Extracted data entries
===============

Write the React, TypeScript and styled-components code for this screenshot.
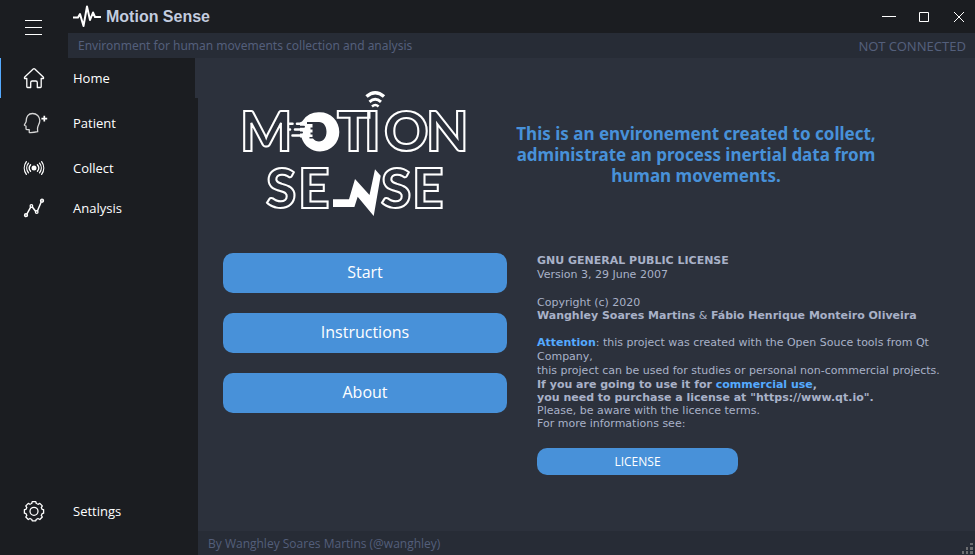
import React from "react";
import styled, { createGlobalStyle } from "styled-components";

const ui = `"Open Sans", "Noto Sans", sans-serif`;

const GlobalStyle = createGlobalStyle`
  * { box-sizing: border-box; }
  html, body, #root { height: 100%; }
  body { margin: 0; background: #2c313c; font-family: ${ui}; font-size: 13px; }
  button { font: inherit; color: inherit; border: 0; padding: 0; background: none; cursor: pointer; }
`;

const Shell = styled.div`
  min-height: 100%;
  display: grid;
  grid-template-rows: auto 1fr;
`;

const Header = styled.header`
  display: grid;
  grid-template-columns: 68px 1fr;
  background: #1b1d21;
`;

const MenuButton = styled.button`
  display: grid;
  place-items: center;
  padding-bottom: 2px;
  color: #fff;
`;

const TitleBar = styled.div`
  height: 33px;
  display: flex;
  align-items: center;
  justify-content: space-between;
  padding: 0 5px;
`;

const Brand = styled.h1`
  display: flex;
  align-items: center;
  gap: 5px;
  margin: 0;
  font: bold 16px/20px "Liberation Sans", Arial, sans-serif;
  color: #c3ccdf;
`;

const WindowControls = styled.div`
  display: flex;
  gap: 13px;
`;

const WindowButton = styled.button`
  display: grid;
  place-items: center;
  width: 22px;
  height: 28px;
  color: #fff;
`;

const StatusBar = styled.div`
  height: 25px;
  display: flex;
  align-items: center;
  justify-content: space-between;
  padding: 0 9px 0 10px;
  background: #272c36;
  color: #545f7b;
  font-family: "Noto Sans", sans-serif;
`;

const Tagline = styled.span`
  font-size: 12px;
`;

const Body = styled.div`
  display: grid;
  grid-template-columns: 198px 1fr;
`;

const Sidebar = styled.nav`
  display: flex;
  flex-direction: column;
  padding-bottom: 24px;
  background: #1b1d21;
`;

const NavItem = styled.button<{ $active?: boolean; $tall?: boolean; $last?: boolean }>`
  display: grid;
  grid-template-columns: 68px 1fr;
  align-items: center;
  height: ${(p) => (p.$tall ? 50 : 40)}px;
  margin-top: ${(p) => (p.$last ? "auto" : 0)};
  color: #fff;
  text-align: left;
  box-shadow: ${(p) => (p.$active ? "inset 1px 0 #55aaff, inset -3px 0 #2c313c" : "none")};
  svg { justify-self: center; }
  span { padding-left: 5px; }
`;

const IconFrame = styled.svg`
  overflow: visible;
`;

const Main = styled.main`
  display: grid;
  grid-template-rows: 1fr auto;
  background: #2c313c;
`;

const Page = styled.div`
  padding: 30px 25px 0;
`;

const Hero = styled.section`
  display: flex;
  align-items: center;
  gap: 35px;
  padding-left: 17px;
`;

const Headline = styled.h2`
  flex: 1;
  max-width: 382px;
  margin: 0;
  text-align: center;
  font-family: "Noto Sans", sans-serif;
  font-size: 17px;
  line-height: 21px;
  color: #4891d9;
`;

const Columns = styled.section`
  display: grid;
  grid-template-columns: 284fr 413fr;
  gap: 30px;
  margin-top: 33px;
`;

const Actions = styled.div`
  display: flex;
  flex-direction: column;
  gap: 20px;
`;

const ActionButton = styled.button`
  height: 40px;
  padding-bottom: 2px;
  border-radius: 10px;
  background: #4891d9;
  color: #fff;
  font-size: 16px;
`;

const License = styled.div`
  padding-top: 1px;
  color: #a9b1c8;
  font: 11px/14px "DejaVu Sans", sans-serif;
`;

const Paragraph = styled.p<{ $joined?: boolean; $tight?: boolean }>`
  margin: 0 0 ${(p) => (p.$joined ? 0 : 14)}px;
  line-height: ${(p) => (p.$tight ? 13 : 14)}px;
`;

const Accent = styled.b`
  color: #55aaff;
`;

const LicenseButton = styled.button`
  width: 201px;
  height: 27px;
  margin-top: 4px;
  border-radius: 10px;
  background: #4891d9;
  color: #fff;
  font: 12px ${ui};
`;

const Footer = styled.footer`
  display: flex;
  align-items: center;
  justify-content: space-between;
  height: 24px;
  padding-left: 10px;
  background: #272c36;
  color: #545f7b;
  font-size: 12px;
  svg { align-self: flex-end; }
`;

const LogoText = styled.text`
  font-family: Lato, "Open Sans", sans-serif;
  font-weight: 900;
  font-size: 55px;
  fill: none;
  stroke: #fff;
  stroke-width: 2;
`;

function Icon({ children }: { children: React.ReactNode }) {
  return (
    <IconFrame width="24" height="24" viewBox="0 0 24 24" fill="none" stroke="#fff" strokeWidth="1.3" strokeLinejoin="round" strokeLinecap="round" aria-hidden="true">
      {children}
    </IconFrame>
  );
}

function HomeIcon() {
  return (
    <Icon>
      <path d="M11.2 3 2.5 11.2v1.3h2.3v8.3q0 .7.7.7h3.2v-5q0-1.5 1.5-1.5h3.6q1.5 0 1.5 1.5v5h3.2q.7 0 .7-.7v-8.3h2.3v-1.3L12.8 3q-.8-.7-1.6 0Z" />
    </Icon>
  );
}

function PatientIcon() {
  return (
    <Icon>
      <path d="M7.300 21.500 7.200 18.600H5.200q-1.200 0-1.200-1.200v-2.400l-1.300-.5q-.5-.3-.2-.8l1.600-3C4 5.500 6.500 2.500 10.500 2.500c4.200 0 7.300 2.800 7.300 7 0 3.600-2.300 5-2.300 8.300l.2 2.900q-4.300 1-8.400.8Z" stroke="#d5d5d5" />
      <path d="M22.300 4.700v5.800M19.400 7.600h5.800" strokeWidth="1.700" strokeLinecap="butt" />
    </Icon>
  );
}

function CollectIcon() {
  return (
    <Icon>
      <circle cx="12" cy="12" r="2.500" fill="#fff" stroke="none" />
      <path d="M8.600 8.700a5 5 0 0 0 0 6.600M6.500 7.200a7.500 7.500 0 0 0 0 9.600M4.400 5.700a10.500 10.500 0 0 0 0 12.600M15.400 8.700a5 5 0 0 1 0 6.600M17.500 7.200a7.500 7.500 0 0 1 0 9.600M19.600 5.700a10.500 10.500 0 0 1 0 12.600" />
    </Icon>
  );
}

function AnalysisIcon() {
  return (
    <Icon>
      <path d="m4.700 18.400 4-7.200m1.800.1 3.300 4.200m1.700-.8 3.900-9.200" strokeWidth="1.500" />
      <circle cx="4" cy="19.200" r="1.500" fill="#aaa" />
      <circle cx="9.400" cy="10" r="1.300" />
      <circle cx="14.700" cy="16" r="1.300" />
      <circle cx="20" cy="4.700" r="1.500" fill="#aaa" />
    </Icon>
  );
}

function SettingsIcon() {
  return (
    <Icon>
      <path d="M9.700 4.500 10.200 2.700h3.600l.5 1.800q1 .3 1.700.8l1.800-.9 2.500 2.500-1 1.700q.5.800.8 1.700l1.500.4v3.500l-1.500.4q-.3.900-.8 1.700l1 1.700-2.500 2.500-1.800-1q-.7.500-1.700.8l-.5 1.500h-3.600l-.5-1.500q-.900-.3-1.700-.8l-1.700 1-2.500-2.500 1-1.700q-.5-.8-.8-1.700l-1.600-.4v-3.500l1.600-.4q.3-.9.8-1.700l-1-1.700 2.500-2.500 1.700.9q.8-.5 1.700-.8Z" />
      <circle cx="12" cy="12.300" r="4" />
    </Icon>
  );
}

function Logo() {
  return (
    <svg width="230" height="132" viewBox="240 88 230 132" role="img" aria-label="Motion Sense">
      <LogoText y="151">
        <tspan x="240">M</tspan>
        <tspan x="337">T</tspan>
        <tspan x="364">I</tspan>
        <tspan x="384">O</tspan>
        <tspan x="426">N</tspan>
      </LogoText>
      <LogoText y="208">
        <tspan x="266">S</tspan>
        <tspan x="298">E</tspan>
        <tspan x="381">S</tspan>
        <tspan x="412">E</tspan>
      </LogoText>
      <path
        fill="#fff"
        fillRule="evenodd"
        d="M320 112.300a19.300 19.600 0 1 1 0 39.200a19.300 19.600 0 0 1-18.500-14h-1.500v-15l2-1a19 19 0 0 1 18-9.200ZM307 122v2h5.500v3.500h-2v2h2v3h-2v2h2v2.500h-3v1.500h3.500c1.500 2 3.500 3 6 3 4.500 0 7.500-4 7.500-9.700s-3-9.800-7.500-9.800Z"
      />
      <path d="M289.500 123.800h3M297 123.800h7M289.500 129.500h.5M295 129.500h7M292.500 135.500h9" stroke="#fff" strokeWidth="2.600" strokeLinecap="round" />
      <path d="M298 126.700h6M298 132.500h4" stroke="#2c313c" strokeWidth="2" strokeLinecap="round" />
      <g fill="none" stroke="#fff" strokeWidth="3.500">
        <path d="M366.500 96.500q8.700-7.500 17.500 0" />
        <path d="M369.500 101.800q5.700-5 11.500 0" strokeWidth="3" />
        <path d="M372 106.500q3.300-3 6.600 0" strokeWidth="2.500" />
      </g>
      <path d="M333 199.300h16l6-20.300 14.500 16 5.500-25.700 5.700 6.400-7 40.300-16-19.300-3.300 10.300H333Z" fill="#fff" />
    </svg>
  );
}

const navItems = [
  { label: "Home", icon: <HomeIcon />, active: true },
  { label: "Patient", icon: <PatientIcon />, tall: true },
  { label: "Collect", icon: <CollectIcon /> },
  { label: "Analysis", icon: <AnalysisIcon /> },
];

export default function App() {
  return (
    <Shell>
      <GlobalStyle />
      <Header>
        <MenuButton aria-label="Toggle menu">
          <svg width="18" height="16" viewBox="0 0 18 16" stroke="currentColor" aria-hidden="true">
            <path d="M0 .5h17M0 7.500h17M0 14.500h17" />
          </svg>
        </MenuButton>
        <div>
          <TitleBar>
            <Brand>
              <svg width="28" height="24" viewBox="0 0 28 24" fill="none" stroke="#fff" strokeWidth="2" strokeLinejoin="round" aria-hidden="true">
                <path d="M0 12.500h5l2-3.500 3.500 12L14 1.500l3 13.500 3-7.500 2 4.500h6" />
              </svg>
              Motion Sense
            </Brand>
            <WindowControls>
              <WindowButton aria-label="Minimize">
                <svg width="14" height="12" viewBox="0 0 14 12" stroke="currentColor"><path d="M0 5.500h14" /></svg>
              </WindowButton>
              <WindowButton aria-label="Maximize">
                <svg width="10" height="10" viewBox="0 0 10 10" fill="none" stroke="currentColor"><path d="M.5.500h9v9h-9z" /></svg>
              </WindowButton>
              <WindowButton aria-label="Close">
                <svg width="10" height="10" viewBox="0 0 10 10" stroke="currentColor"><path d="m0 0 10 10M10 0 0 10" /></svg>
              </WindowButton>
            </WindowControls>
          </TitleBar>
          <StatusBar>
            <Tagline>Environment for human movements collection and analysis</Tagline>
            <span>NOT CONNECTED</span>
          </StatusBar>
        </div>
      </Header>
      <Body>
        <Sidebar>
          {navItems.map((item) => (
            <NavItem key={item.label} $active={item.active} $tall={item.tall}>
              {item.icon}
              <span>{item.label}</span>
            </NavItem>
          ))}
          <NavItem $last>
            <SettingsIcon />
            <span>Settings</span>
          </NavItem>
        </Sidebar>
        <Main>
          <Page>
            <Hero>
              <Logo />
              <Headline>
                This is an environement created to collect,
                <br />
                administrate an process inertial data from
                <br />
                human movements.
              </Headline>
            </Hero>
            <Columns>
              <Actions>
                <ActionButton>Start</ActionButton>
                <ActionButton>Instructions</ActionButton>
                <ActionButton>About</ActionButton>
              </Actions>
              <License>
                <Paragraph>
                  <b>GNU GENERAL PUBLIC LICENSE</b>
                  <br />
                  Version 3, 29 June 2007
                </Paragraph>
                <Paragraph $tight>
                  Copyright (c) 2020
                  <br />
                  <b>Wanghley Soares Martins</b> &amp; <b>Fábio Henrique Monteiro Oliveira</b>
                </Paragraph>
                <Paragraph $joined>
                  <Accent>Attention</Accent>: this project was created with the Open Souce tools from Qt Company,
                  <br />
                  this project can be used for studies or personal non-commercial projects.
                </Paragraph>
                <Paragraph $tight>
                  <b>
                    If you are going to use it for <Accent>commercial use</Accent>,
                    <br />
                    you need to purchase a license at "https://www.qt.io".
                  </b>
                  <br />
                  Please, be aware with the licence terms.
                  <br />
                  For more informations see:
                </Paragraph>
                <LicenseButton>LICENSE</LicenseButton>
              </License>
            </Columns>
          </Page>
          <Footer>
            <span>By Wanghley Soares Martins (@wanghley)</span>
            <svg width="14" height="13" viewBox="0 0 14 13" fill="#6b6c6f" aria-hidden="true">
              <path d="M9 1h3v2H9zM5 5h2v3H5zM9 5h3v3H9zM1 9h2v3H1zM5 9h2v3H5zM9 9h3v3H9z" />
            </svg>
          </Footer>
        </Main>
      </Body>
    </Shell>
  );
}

===============

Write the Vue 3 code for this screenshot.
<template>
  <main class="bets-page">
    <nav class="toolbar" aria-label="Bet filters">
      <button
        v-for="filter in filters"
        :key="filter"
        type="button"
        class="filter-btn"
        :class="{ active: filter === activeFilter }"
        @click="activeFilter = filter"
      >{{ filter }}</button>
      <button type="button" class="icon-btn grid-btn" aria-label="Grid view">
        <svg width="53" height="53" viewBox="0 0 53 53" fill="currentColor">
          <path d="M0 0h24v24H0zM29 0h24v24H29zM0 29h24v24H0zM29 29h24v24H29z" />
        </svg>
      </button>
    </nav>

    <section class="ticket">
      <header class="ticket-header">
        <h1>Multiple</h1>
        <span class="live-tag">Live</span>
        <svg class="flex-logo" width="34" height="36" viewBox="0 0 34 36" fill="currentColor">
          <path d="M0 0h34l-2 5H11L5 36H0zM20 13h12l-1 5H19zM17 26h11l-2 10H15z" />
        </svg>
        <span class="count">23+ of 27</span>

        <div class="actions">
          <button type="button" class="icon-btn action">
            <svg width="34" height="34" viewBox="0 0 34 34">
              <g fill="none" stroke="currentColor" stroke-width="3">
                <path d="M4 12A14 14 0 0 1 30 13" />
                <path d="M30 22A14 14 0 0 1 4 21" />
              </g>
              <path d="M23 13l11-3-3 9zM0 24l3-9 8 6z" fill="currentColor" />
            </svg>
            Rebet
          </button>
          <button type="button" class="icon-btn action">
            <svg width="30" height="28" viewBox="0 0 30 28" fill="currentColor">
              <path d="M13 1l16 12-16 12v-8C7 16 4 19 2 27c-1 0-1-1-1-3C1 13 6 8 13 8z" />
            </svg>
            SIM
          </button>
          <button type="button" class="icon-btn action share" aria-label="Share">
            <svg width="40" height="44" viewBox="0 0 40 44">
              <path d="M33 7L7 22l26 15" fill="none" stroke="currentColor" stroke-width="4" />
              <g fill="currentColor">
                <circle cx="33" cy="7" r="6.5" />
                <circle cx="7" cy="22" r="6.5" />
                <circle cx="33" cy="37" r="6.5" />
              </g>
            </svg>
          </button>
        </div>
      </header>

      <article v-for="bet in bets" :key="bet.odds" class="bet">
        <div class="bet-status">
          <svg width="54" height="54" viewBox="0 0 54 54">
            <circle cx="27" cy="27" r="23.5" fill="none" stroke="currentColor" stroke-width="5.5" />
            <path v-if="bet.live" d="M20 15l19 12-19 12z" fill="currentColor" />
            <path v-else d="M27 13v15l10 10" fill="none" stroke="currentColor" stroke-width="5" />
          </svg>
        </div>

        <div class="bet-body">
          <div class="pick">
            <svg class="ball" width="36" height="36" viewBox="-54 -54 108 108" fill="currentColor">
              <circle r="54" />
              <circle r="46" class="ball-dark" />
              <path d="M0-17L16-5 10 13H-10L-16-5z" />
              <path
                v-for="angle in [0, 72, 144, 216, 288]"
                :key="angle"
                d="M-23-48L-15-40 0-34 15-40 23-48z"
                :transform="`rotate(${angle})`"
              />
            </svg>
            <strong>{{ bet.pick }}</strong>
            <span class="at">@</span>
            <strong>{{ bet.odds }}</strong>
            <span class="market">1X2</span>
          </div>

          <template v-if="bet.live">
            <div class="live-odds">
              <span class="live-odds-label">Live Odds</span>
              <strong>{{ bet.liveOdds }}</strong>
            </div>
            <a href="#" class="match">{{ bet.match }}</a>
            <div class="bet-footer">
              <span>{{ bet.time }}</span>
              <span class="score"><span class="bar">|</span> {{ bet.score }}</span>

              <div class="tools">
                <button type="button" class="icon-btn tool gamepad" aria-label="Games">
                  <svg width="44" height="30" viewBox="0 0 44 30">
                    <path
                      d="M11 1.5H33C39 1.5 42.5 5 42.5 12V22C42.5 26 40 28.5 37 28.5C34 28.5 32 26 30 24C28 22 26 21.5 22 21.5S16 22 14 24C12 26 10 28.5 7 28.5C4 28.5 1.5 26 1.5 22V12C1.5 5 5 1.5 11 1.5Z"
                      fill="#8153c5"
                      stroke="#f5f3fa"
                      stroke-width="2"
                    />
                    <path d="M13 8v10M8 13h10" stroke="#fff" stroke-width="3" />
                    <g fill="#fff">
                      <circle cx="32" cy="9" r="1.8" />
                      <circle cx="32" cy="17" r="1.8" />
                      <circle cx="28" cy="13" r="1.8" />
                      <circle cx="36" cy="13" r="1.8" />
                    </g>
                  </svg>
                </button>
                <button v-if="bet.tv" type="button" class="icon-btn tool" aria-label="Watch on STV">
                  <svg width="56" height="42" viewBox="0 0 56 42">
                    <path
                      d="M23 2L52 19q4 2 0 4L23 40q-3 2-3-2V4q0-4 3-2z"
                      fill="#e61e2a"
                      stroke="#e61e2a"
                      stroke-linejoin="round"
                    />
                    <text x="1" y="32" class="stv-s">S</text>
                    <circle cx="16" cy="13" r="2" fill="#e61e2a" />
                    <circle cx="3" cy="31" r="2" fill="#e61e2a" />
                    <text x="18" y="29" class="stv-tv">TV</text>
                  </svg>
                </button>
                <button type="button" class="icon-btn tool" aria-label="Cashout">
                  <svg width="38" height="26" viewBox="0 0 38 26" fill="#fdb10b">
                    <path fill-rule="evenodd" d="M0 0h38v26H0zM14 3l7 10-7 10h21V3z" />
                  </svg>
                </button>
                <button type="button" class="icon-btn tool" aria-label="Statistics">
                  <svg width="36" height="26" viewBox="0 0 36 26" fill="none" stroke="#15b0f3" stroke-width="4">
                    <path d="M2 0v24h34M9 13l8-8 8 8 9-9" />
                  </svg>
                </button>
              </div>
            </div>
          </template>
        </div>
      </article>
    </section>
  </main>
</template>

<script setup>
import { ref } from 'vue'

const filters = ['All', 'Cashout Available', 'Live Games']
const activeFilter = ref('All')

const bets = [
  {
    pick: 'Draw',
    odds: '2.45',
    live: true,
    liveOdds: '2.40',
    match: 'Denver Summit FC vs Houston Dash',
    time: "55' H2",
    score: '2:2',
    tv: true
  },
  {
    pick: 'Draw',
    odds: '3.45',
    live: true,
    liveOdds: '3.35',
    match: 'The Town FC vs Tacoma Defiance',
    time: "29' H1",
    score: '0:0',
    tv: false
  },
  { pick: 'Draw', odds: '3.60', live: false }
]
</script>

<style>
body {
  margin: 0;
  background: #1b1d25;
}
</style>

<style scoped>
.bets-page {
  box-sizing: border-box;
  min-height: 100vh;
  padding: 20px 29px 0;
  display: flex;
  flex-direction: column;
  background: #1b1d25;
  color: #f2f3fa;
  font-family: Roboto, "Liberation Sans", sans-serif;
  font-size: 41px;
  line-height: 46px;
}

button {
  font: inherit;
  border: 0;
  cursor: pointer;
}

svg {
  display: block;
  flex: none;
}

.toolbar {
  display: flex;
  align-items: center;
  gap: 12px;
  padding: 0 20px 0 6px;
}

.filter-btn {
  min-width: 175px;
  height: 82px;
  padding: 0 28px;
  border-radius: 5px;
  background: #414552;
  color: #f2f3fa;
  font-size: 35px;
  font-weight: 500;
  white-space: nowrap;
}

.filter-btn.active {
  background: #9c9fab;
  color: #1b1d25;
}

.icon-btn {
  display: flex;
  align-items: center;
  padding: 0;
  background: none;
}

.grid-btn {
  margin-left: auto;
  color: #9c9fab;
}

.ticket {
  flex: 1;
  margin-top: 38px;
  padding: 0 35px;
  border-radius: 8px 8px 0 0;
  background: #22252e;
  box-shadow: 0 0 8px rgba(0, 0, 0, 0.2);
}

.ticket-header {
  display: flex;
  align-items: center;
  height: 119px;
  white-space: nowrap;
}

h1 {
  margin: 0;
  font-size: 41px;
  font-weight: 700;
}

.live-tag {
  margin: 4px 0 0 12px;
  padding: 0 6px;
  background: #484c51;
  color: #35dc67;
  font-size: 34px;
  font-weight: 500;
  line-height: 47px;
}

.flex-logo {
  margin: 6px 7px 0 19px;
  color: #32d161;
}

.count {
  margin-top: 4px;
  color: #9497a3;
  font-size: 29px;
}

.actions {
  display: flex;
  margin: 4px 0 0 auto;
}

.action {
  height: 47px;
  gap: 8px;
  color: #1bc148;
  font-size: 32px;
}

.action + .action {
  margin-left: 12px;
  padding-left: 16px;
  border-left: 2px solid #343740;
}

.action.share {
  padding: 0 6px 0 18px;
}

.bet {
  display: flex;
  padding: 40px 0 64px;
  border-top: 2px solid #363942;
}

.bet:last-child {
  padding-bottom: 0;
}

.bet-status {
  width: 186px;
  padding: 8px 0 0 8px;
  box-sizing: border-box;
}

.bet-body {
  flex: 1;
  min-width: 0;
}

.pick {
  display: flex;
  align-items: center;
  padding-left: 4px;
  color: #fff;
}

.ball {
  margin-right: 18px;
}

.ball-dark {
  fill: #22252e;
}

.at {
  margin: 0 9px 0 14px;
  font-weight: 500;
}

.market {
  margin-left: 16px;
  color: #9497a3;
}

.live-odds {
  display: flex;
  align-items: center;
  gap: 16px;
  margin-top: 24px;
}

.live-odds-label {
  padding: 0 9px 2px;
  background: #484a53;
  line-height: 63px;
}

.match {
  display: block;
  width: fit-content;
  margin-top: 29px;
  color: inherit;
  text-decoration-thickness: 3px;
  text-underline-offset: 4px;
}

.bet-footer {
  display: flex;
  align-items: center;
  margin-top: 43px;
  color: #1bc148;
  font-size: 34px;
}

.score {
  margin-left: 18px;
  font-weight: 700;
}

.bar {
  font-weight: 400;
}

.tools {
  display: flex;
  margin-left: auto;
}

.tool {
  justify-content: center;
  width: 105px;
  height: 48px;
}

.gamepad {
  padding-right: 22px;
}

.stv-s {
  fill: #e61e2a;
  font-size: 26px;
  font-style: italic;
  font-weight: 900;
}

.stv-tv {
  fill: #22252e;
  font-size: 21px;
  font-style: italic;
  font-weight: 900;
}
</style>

===============

◆ **What is asked**: Return the lines of the records that include the string "code".

◆ **Written answer**:
Write the React, TypeScript and styled-components code for this screenshot.
Write the Vue 3 code for this screenshot.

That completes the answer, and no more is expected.